En mis conversaciones de estas últimas semanas con personas muy diversas ha aparecido una y otra vez el problema de una odiosa «normalización de la mentira». Varios me han consultado qué hacer cuando en su espacio laboral o entre sus amigos tienen personas que mienten casi compulsivamente. No es infrecuente en el espacio laboral o incluso entre los amigos encontrarse con colegas que distorsionan casi sistemáticamente la realidad para que les resulte aparentemente favorecedora.

 

Siempre ha habido personas —niños o adultos— mentirosas, pero ahora parece haberse generalizado, sea por el mal ejemplo de los políticos, sea quizá por haberse acostumbrado a transformar la realidad vital en las redes sociales en busca de likes de reconocimiento por parte de los demás.

 

Me preocupa en especial el mal ejemplo de los gobernantes en tantos países.
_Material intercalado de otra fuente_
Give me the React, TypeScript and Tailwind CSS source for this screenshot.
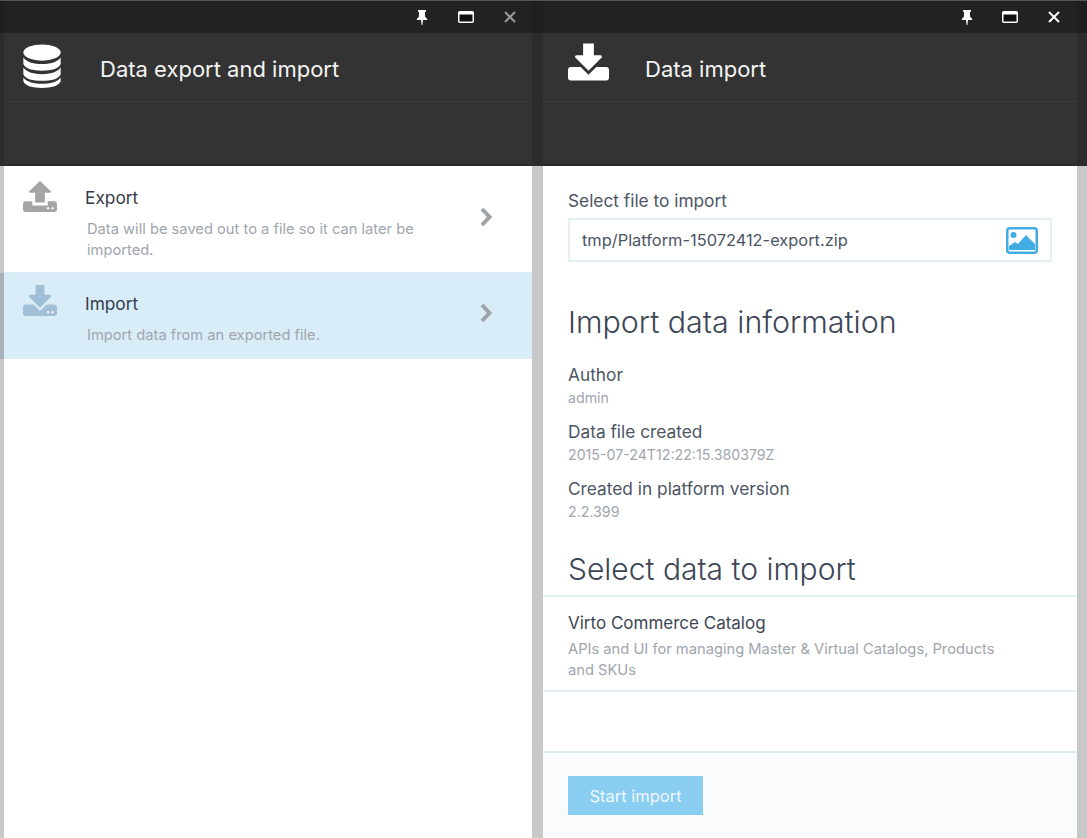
import React from "react";

const font = { fontFamily: "Inter, sans-serif" };

function Pin({ className = "" }: { className?: string }) {
  return (
    <svg viewBox="0 0 12 15" className={className} fill="currentColor">
      <path d="M2 0h8v1.500L9 2v4.500l2.200 2.400V10H7l-.6 5h-.8L5 10H.8V8.900L3 6.500V2l-1-.5z" />
    </svg>
  );
}

function Maximize() {
  return (
    <svg viewBox="0 0 16 12" className="h-3 w-4">
      <rect x="0.75" y="0.75" width="14.5" height="10.5" rx="1" fill="#111" stroke="#fff" strokeWidth="1.5" />
      <rect x="0.75" y="1" width="14.5" height="2.5" fill="#fff" />
    </svg>
  );
}

function Close({ className = "" }: { className?: string }) {
  return (
    <svg viewBox="0 0 12 12" className={className} fill="none" stroke="currentColor" strokeWidth="2">
      <path d="M1 1l10 10M11 1L1 11" />
    </svg>
  );
}

function TopBar({ closeClass, barClass, pinClass }: { closeClass: string; barClass: string; pinClass: string }) {
  return (
    <div className={`flex h-[33px] items-center justify-end border-t border-t-[#555] bg-[#222] text-white ${barClass}`}>
      <div className={`w-3 ${pinClass}`}><Pin className="h-[15px] w-3" /></div>
      <div className="mr-[30px]"><Maximize /></div>
      <Close className={`h-3 w-3 ${closeClass}`} />
    </div>
  );
}

function Drive({ up, className = "" }: { up: boolean; className?: string }) {
  return (
    <svg viewBox="0 0 42 38" className={className}>
      <path
        fill="currentColor"
        d={
          up
            ? "M21 0L35 13L34 14.500H27V26.500H15V14.500H8L7 13Z"
            : "M15.500 0H26.500V12H34L35 14L21 28L7 14L8 12H15.500Z"
        }
      />
      <path
        fill="currentColor"
        d={
          up
            ? "M3 25H11.500V30H30.500V25H39A3 3 0 0 1 42 28V35A3 3 0 0 1 39 38H3A3 3 0 0 1 0 35V28A3 3 0 0 1 3 25Z"
            : "M3 24H13L21 32L29 24H39A3 3 0 0 1 42 27V35A3 3 0 0 1 39 38H3A3 3 0 0 1 0 35V27A3 3 0 0 1 3 24Z"
        }
      />
      <circle cx="31" cy="33.500" r="1.500" fill="#fff" fillOpacity="0.85" />
      <circle cx="36.500" cy="33.500" r="1.500" fill="#fff" fillOpacity="0.85" />
    </svg>
  );
}

function Database() {
  return (
    <svg viewBox="0 0 40 46" className="h-[44px] w-[40px] text-white" fill="currentColor">
      <ellipse cx="20" cy="9" rx="19.500" ry="8.500" />
      <path d="M.5 14C4 19 12 21 20 21s16-2 19.500-7v7c-2 5-10 7-19.500 7S2.500 26 .5 21z" />
      <path d="M.5 24.500C4 29.500 12 31.500 20 31.500s16-2 19.500-7v7c-2 5-10 7-19.500 7S2.500 36.500 .5 31.500z" />
      <path d="M.5 35C4 40 12 41.500 20 41.500s16-1.500 19.500-6.500v4c-2 5-10 7-19.500 7S2.500 44 .5 39z" />
    </svg>
  );
}

function Header({ icon, title, closeClass, barClass, pinClass }: { icon: React.ReactNode; title: string; closeClass: string; barClass: string; pinClass: string }) {
  return (
    <div className="bg-[#333]">
      <TopBar closeClass={closeClass} barClass={barClass} pinClass={pinClass} />
      <div className="flex h-[69px] items-center border-b border-b-[#3d3d3d]">
        {icon}
        <h1 className="mt-[4px] text-[22px] leading-none text-[#f4f4f4]">{title}</h1>
      </div>
      <div className="h-[64px] border-b-2 border-b-[#2a2a2a]" />
    </div>
  );
}

function ListItem({ up, title, children, active }: { up: boolean; title: string; children: React.ReactNode; active?: boolean }) {
  return (
    <div className={`flex border-b border-b-[#e1edf4] pl-[19px] ${active ? "h-[86px] bg-[#d9edf8] pt-[11px] shadow-[-4px_0_0_#a6b2b9]" : "h-[107px] bg-white pt-[14px]"}`}>
      <Drive up={up} className={`h-[33px] w-[34px] shrink-0 ${active ? "text-[#a1c0d8]" : "text-[#a5a5a5]"}`} />
      <div className="ml-[28px] w-[380px]">
        <div className={`text-[17.300px] leading-[24px] text-[#333c48] ${active ? "mt-[8px]" : "mt-[6px]"}`}>{title}</div>
        <div className="mt-[9px] pl-[2px] text-[14.700px] leading-[21px] text-[#a0a5ae]">{children}</div>
      </div>
      <svg viewBox="0 0 14 20" className={`ml-[14px] h-[20px] w-[15px] text-[#a0a3a8] ${active ? "mt-[19px]" : "mt-[27px]"}`} fill="none" stroke="currentColor" strokeWidth="4">
        <path d="M2.500 2l7.500 8-7.500 8" />
      </svg>
    </div>
  );
}

function Field({ label, value }: { label: string; value: string }) {
  return (
    <div className="mb-[12px]">
      <div className="text-[17.300px] leading-[24px] text-[#4b5563]">{label}</div>
      <div className="mt-[1px] text-[14.200px] leading-[20px] text-[#a0a5ae]">{value}</div>
    </div>
  );
}

export default function App() {
  return (
    <div
      className="flex h-[838px] w-[1087px] overflow-hidden bg-[linear-gradient(#555_0,#555_1px,#1e1e1e_1px,#1e1e1e_33px,#2c2c2c_33px,#2c2c2c_166px,#c8c8c8_166px)]"
      style={font}
    >
      <section className="ml-[4px] flex w-[528px] flex-col bg-white">
        <Header
          icon={<div className="ml-[18px] mr-[38px] -mt-[2px]"><Database /></div>}
          title="Data export and import"
          closeClass="text-[#9a9a9a]"
          barClass="pr-[16px]"
          pinClass="mr-[30px]"
        />
        <ListItem up title="Export">
          Data will be saved out to a file so it can later be imported.
        </ListItem>
        <ListItem up={false} title="Import" active>
          Import data from an exported file.
        </ListItem>
      </section>

      <section className="ml-[11px] flex w-[534px] flex-col bg-white">
        <Header
          icon={<Drive up={false} className="ml-[25px] mr-[36px] -mt-[10px] h-[38px] w-[41px] text-white" />}
          title="Data import"
          closeClass="text-white"
          barClass="pr-[17px]"
          pinClass="mr-[29px]"
        />
        <div className="flex flex-1 flex-col">
          <div className="px-[25px] pt-[23px]">
            <div className="text-[17.300px] leading-[24px] text-[#4b5563]">Select file to import</div>
            <div className="mt-[5px] flex h-[44px] items-center justify-between border-2 border-[#e4eff6] pl-[12px] pr-[12px] text-[16.400px] text-[#4b5563]">
              <span>tmp/Platform-15072412-export.zip</span>
              <svg viewBox="0 0 32 27" className="h-[27px] w-[32px]">
                <rect x="1.250" y="1.250" width="29.500" height="24.500" rx="2.500" fill="none" stroke="#41ade2" strokeWidth="2.500" />
                <circle cx="7.500" cy="8" r="3" fill="#41ade2" />
                <path d="M3 23v-4l6-4 3 2 8-9 9 9v6z" fill="#41ade2" />
              </svg>
            </div>
            <h2 className="mt-[42px] text-[30.400px] leading-[36px] font-light text-[#3c4655]">Import data information</h2>
            <div className="mt-[23px]">
              <Field label="Author" value="admin" />
              <Field label="Data file created" value="2015-07-24T12:22:15.380379Z" />
              <Field label="Created in platform version" value="2.2.399" />
            </div>
            <h2 className="mt-[29px] text-[30px] leading-[36px] font-light text-[#3c4655]">Select data to import</h2>
          </div>
          <div className="mt-[8px] h-[97px] border-y-2 border-[#e4eff6] px-[25px] pt-[14px]">
            <div className="text-[17px] leading-[24px] text-[#3c4655]">Virto Commerce Catalog</div>
            <div className="mt-[4px] w-[440px] text-[14.700px] leading-[21px] text-[#a0a5ae]">APIs and UI for managing Master &amp; Virtual Catalogs, Products and SKUs</div>
          </div>
          <div className="flex-1" />
          <div className="h-[87px] border-t-2 border-[#dceaf3] bg-[#f9fbfd] px-[25px] pt-[23px]">
            <button className="flex h-[39px] w-[135px] items-center justify-center bg-[#89cdf0] pt-[1px] text-[16.500px] text-[#eef8fd]">Start import</button>
          </div>
        </div>
      </section>
    </div>
  );
}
Me vienen a la cabeza tres. Por ejemplo, en estos días se discute de nuevo en el Parlamento británico acerca de las fiestas que Boris Johnson organizó en Downing Street durante el confinamiento de la pandemia: lo que se examina es si Johnson faltó a la verdad deliberadamente o no en su declaración hace algunos meses ante el Parlamento. Otro ejemplo es el caso español, donde los columnistas de todo signo político desconfían habitualmente de las declaraciones del presidente del gobierno porque tienen comprobado que a los pocos días, ante unas circunstancias un poco distintas, dirá exactamente lo contrario, sin reconocer por supuesto que ha cambiado de opinión. Sin duda, el caso paradigmático es el de Putin que en estos días tras la invasión de Ucrania hace unas declaraciones en un sentido y su ejército al día siguiente hace exactamente lo contrario. Ya se sabe que en una guerra la primera baja es la verdad.

 

A quienes me preguntan sobre qué hacer cuando nos encontramos en nuestra proximidad con personas que mienten, lo primero que les digo es que vale la pena aspirar a que la veracidad y la transparencia presidan siempre todas nuestras relaciones y la organización misma de la sociedad. Una manera más clara y práctica de este principio se encuentra quizás en su formulación negativa: nunca podemos mentir, nunca podemos hacer promesas que sepamos que no vamos a cumplir, nunca podemos sembrar intencionadamente interpretaciones erróneas. Con la mentira no podemos vivir ni convivir. Cuando no pueda decirse la verdad o toda la verdad, porque resulte hiriente, porque no puedan entendernos o no quieran escucharnos, o simplemente porque no estén preparados, si no daña a nadie es mejor optar discretamente por el silencio. Quienes nos dedicamos a la filosofía sabemos bien que —contra lo que ha llegado a ser refrán popular— quien calla nunca otorga, sino que simplemente espera el tiempo oportuno.

 

La segunda norma práctica para decir siempre la verdad es la de reconocer lealmente lo que uno desconoce: se trata de aprender a decir «no sé». No podemos ser un sabelotodo como esos tertulianos capaces de improvisar un parecer acerca de complejos asuntos de política internacional, cambio climático, la cesta de la compra o las investigaciones astronómicas. Por otra parte, como me escribía un prestigioso abogado: «Creo que mucha gente miente, no solo por no aprender a decir “no sé”, sino por no saber decir sencillamente “no”. Muchos mienten por su incapacidad para negarles a otros la (falsa) realidad que presentan. Y así hacen que el mundo se ajuste a sus necesidades o apetencias».

 

Al escribir estas líneas venía a mi cabeza lo que aprendí en el catecismo escolar de mi infancia acerca de la mentira. Si la memoria no me falla, se decía allí que «mentir es decir lo contrario de lo que se piensa con intención de engañar». Es muy importante esto de la intención, pues todos podemos equivocarnos al afirmar algo, pero si no es con la intención de engañar eso no es mentir. Quería fijarme sobre todo en la expresión «lo que se piensa», pues me parece que muchas veces quienes mienten, quienes no dicen la verdad, es simplemente por no pensar, por no saber decir «No lo sé», por no saber callarse.